Sample answer: APC is the most commonly mutated Wnt pathway gene in CRC (~80% of cases); loss of APC disrupts the destruction complex, preventing beta-catenin phosphorylation and degradation. Beta-catenin accumulates, enters the nucleus, and constitutively activates proliferative Wnt targets (cyclin D1, Myc). Beta-catenin itself can also be mutated at GSK3beta phosphorylation sites, making it degradation-resistant.
13
Why is iPSC reprogramming inefficient (typically only ~0.01–1% of cells successfully reprogram)? Propose at least two molecular barriers that the four Yamanaka factors must overcome.
Sample answer: (1) Chromatin silencing: pluripotency gene loci (Nanog, Oct4) are heavily methylated and wrapped in compact heterochromatin in somatic cells; the factors must recruit chromatin remodelers to reopen these loci. (2) p53-mediated senescence: Oct4/Myc overexpression activates p53 and ARF, triggering senescence in most cells; only cells that stochastically silence p53 pathway survive to reprogram. (3) Mesenchymal-to-epithelial transition must occur, requiring suppression of fibroblast identity genes.
14
Both Notch and Hedgehog pathways have context-dependent roles: they can be tumor suppressors or oncogenes depending on the cell type. Propose a mechanism that could explain this duality.
Sample answer: The downstream transcriptional response depends on cell-type-specific co-factors and chromatin state. For example, Notch drives proliferation in T-cell precursors (where it is oncogenic in T-ALL) but promotes differentiation and growth arrest in squamous epithelial cells (where it is tumor suppressive). The same transcriptional activator (NICD or GliA) activates different gene sets depending on which co-activators and accessible chromatin domains are present in a given cell type.
15
Congenital scoliosis can result from defects in somite formation. Predict which molecular components of the segmentation clock, if mutated, would most directly cause irregular vertebral segmentation.
Sample answer: Mutations in Notch pathway oscillators (e.g., LFNG, HES7, DLL3) disrupt clock periodicity, causing irregular somite boundaries. DLL3 mutations cause spondylocostal dysostosis in humans — fused or missing vertebrae.
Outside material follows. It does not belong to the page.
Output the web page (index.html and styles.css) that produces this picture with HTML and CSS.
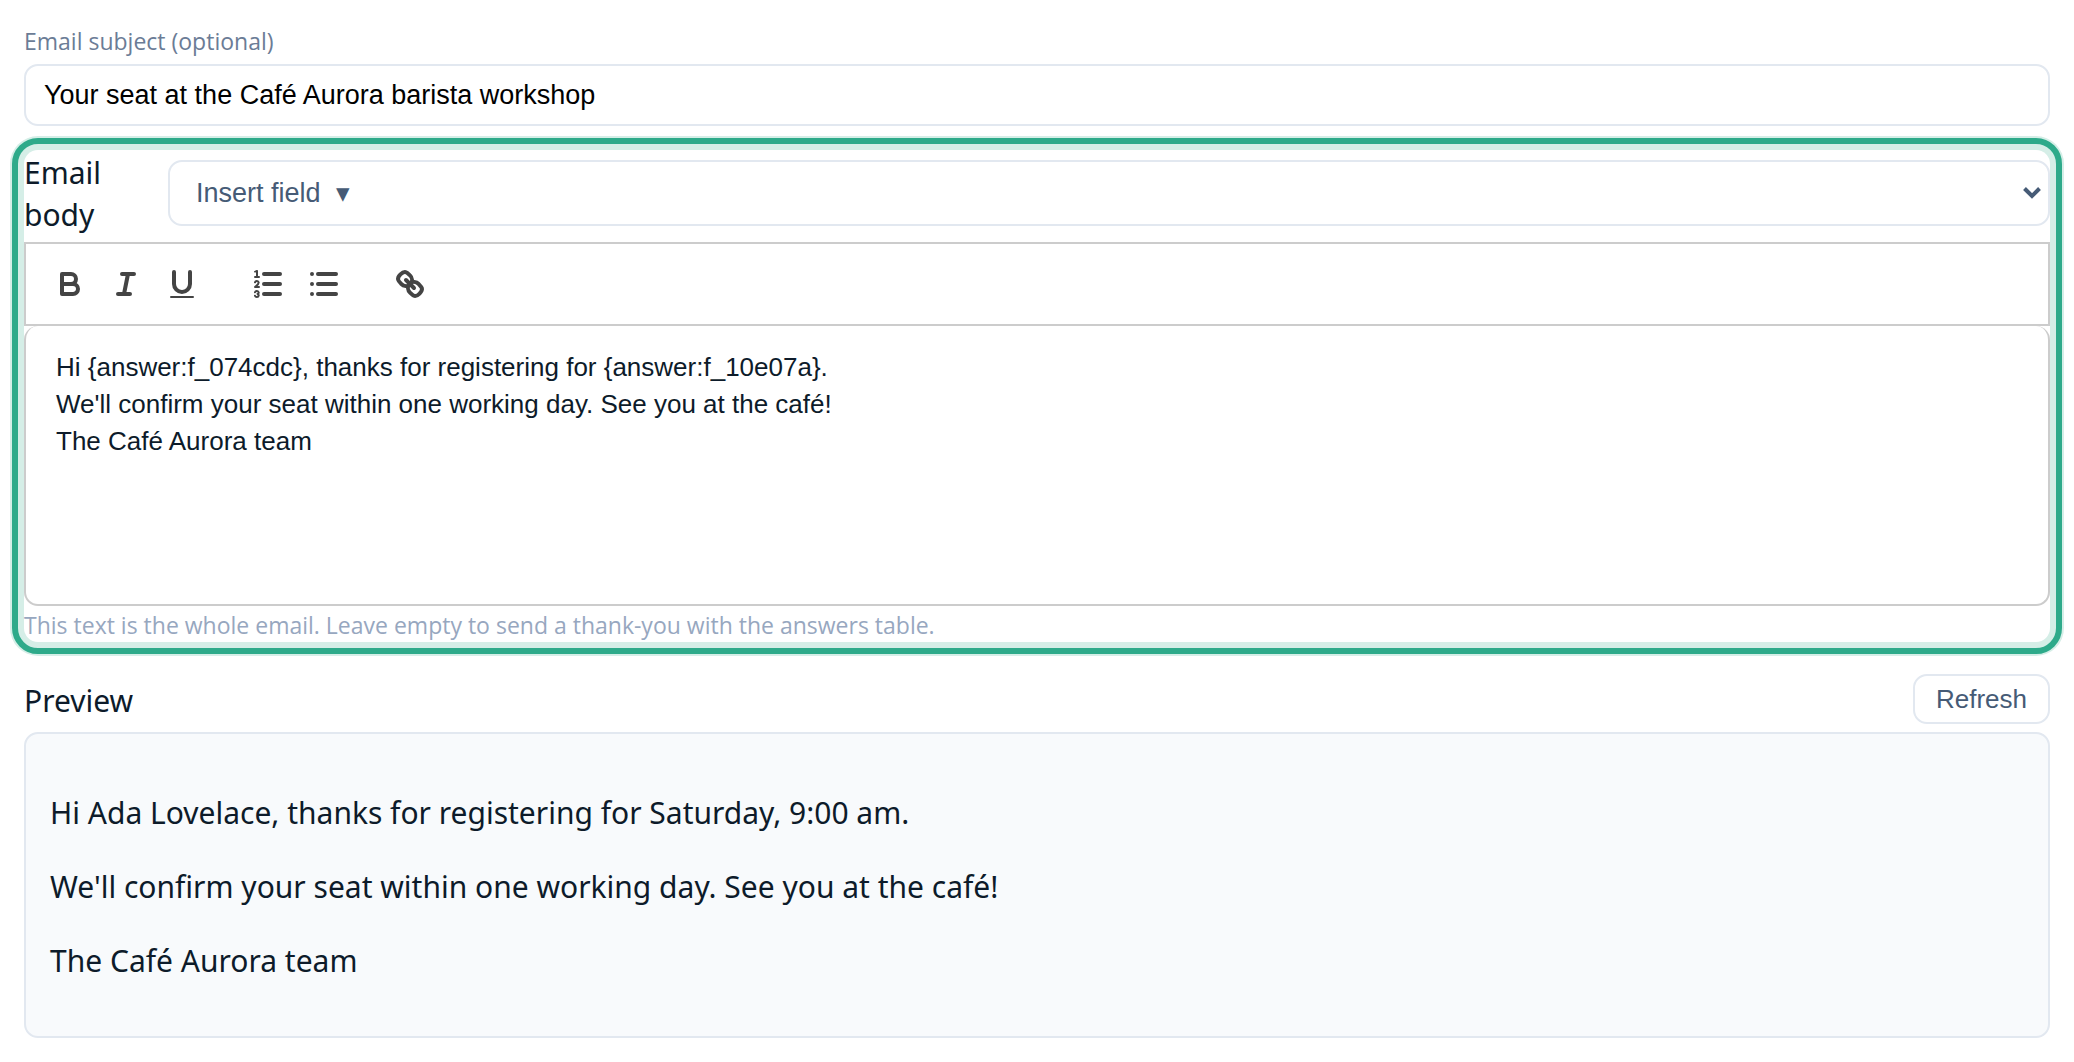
FILE: index.html
```html
<!DOCTYPE html>
<html lang="en">
<head>
<meta charset="utf-8">
<title>Email settings</title>
<link rel="stylesheet" href="styles.css">
</head>
<body>
<form class="email-form">
  <div class="subject">
    <label class="subject-label" for="subject">Email subject (optional)</label>
    <input class="subject-input" id="subject" type="text" value="Your seat at the Café Aurora barista workshop">
  </div>

  <section class="body-field">
    <div class="body-head">
      <label class="body-label" id="body-label" for="insert-field">Email body</label>
      <div class="select-wrap">
        <select class="insert-select" id="insert-field">
          <option>Insert field&nbsp; ▾</option>
        </select>
        <svg class="select-arrow" viewBox="0 0 18 14" aria-hidden="true"><path d="M1.5 2.5 9 10l7.500-7.500"/></svg>
      </div>
    </div>
    <div class="toolbar" role="toolbar" aria-label="Formatting">
      <div class="tool-group">
        <button class="tool" type="button" aria-label="Bold"><svg viewBox="0 0 18 18"><path d="M5,4H9.5A2.5,2.5,0,0,1,12,6.500v0A2.5,2.5,0,0,1,9.500,9H5Z"/><path d="M5,9h5.500A2.5,2.5,0,0,1,13,11.500v0A2.5,2.5,0,0,1,10.500,14H5Z"/></svg></button>
        <button class="tool" type="button" aria-label="Italic"><svg viewBox="0 0 18 18"><path d="M7,4H13M5,14H11M8,14L10,4"/></svg></button>
        <button class="tool" type="button" aria-label="Underline"><svg viewBox="0 0 18 18"><path d="M5,3V9a4.012,4.012,0,0,0,4,4H9a4.012,4.012,0,0,0,4-4V3"/><rect class="solid" x="3" y="15" width="12" height="1" rx=".5"/></svg></button>
      </div>
      <div class="tool-group">
        <button class="tool" type="button" aria-label="Numbered list"><svg viewBox="0 0 18 18"><path d="M7,4H15M7,9H15M7,14H15"/><path class="thin" d="M2.5,5.500H4.500"/><path class="solid" d="M3.5,6A0.5,0.5,0,0,1,3,5.500V3.085l-0.276.138A0.5,0.5,0,0,1,2.053,3c-0.124-.247-0.023-0.324.224-0.447l1-.5A0.5,0.5,0,0,1,4,2.500v3A0.5,0.5,0,0,1,3.500,6Z"/><path class="thin" d="M4.5,10.500h-2c0-.234,1.850-1.076,1.850-2.234A0.959,0.959,0,0,0,2.500,8.156"/><path class="thin" d="M2.5,14.846a0.959,0.959,0,0,0,1.850-.109A0.7,0.7,0,0,0,3.750,14a0.688,0.688,0,0,0,.6-0.736,0.959,0.959,0,0,0-1.850-.109"/></svg></button>
        <button class="tool" type="button" aria-label="Bulleted list"><svg viewBox="0 0 18 18"><path d="M6,4H15M6,9H15M6,14H15M3,4H3M3,9H3M3,14H3"/></svg></button>
      </div>
      <div class="tool-group">
        <button class="tool" type="button" aria-label="Link"><svg viewBox="0 0 18 18"><path d="M7,7L11,11"/><path d="M8.9,4.577a3.476,3.476,0,0,1,.36,4.679A3.476,3.476,0,0,1,4.577,8.900C3.185,7.500,2.035,6.400,4.217,4.217S7.500,3.185,8.900,4.577Z"/><path d="M13.423,9.100a3.476,3.476,0,0,0-4.679-.36,3.476,3.476,0,0,0,.36,4.679c1.392,1.392,2.500,2.542,4.679.36S14.815,10.500,13.423,9.100Z"/></svg></button>
      </div>
    </div>
    <div class="editor" role="textbox" aria-multiline="true" aria-labelledby="body-label" contenteditable="true" spellcheck="false">
      <p>Hi {answer:f_074cdc}, thanks for registering for {answer:f_10e07a}.</p>
      <p>We'll confirm your seat within one working day. See you at the café!</p>
      <p>The Café Aurora team</p>
    </div>
    <p class="hint">This text is the whole email. Leave empty to send a thank-you with the answers table.</p>
  </section>

  <section class="preview">
    <div class="preview-head">
      <h2 class="preview-title">Preview</h2>
      <button class="refresh" type="button">Refresh</button>
    </div>
    <div class="preview-box">
      <p>Hi Ada Lovelace, thanks for registering for Saturday, 9:00 am.</p>
      <p>We'll confirm your seat within one working day. See you at the café!</p>
      <p>The Café Aurora team</p>
    </div>
  </section>
</form>
</body>
</html>
```
FILE: styles.css
```css
:root {
  --ink: #0d1b2a;
  --slate: #465b76;
  --line: #e2e8f0;
  --rule: #cccccc;
  --accent: #2eaa8a;
  --accent-soft: #d5eee7;
  --ui: "Segoe UI", "Noto Sans", sans-serif;
  --ui-small: "Segoe UI", "Open Sans", sans-serif;
  --control: Arial, "Liberation Sans", sans-serif;
}

* { box-sizing: border-box; }

body {
  margin: 0;
  padding: 24px;
  background: #fff;
  color: var(--ink);
  font: 30px/42px var(--ui);
}

p, h2 { margin: 0; }

.email-form {
  display: flex;
  flex-direction: column;
}

.subject {
  display: flex;
  flex-direction: column;
  gap: 6px;
}

.subject-label {
  color: #6b7c96;
  font: 23px/34px var(--ui-small);
}

.subject-input {
  width: 100%;
  height: 62px;
  padding: 0 18px;
  border: 2px solid var(--line);
  border-radius: 14px;
  background: #fff;
  color: #000;
  font: 27px/32px var(--control);
}

.body-field {
  margin-top: 24px;
  border-radius: 14px;
  outline: 6px solid var(--accent);
  outline-offset: 6px;
  box-shadow: 0 0 0 14px var(--accent-soft);
}

.body-head {
  display: flex;
  align-items: flex-end;
  gap: 16px;
  padding-top: 2px;
}

.body-label {
  flex: 0 0 128px;
  padding: 0 40px 6px 0;
}

.select-wrap {
  position: relative;
  flex: 1;
  display: flex;
  margin-bottom: 16px;
}

.insert-select {
  appearance: none;
  width: 100%;
  height: 66px;
  padding: 0 26px;
  border: 2px solid var(--line);
  border-radius: 14px;
  background: #fff;
  color: var(--slate);
  font: 27px/32px var(--control);
}

.select-arrow {
  position: absolute;
  top: 26px;
  right: 9px;
  width: 18px;
  height: 14px;
  fill: none;
  stroke: var(--slate);
  stroke-width: 4;
  pointer-events: none;
}

.toolbar {
  display: flex;
  gap: 30px;
  padding: 16px;
  border: 2px solid var(--rule);
}

.tool-group { display: flex; }

.tool {
  width: 56px;
  height: 48px;
  padding: 6px 10px;
  border: 0;
  background: none;
}

.tool svg {
  display: block;
  width: 36px;
  height: 36px;
  fill: none;
  stroke: #444;
  stroke-width: 2;
  stroke-linecap: round;
  stroke-linejoin: round;
}

.tool .thin { stroke-width: 1; }

.tool .solid {
  fill: #444;
  stroke: none;
}

.editor {
  min-height: 280px;
  padding: 23px 30px;
  border: 2px solid var(--rule);
  border-top: 0;
  border-radius: 14px;
  font: 26px/37px Helvetica, "Liberation Sans", sans-serif;
}

.hint {
  padding: 3px 0 1px;
  color: #97a7bf;
  font: 23px/32px var(--ui-small);
}

.preview { margin-top: 32px; }

.preview-head {
  display: flex;
  align-items: center;
  justify-content: space-between;
  margin-bottom: 8px;
}

.preview-title {
  padding-top: 4px;
  font-size: 30px;
  font-weight: 400;
}

.refresh {
  height: 50px;
  padding: 0 21px;
  border: 2px solid var(--line);
  border-radius: 14px;
  background: #fff;
  color: var(--slate);
  font: 26px/32px var(--control);
}

.preview-box {
  display: flex;
  flex-direction: column;
  gap: 32px;
  padding: 58px 24px 54px;
  border: 2px solid var(--line);
  border-radius: 14px;
  background: #f8fafc;
}
```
FGF/Wnt gradient components that define the wavefront (MESP2, RIPPLY) are also mutated in human segmentation defects, demonstrating that both the clock and the wavefront are required for precise vertebral segmentation.
Section D: Interactive Fill-in Questions
16
What morphogen protein forms an anterior-to-posterior gradient and sets the anterior-posterior axis in Drosophila?
17
How many transcription factors (Yamanaka factors) are required to reprogram adult somatic cells into iPSCs?
18
Name the transcription factor essential for pluripotency that is the first of the four Yamanaka factors (a POU-domain protein).
19
What term describes the property that Hox gene chromosomal order corresponds to their A-P expression domains?
20
Which enzyme (protease) cleaves the Notch receptor transmembrane stub to release the Notch intracellular domain (NICD)?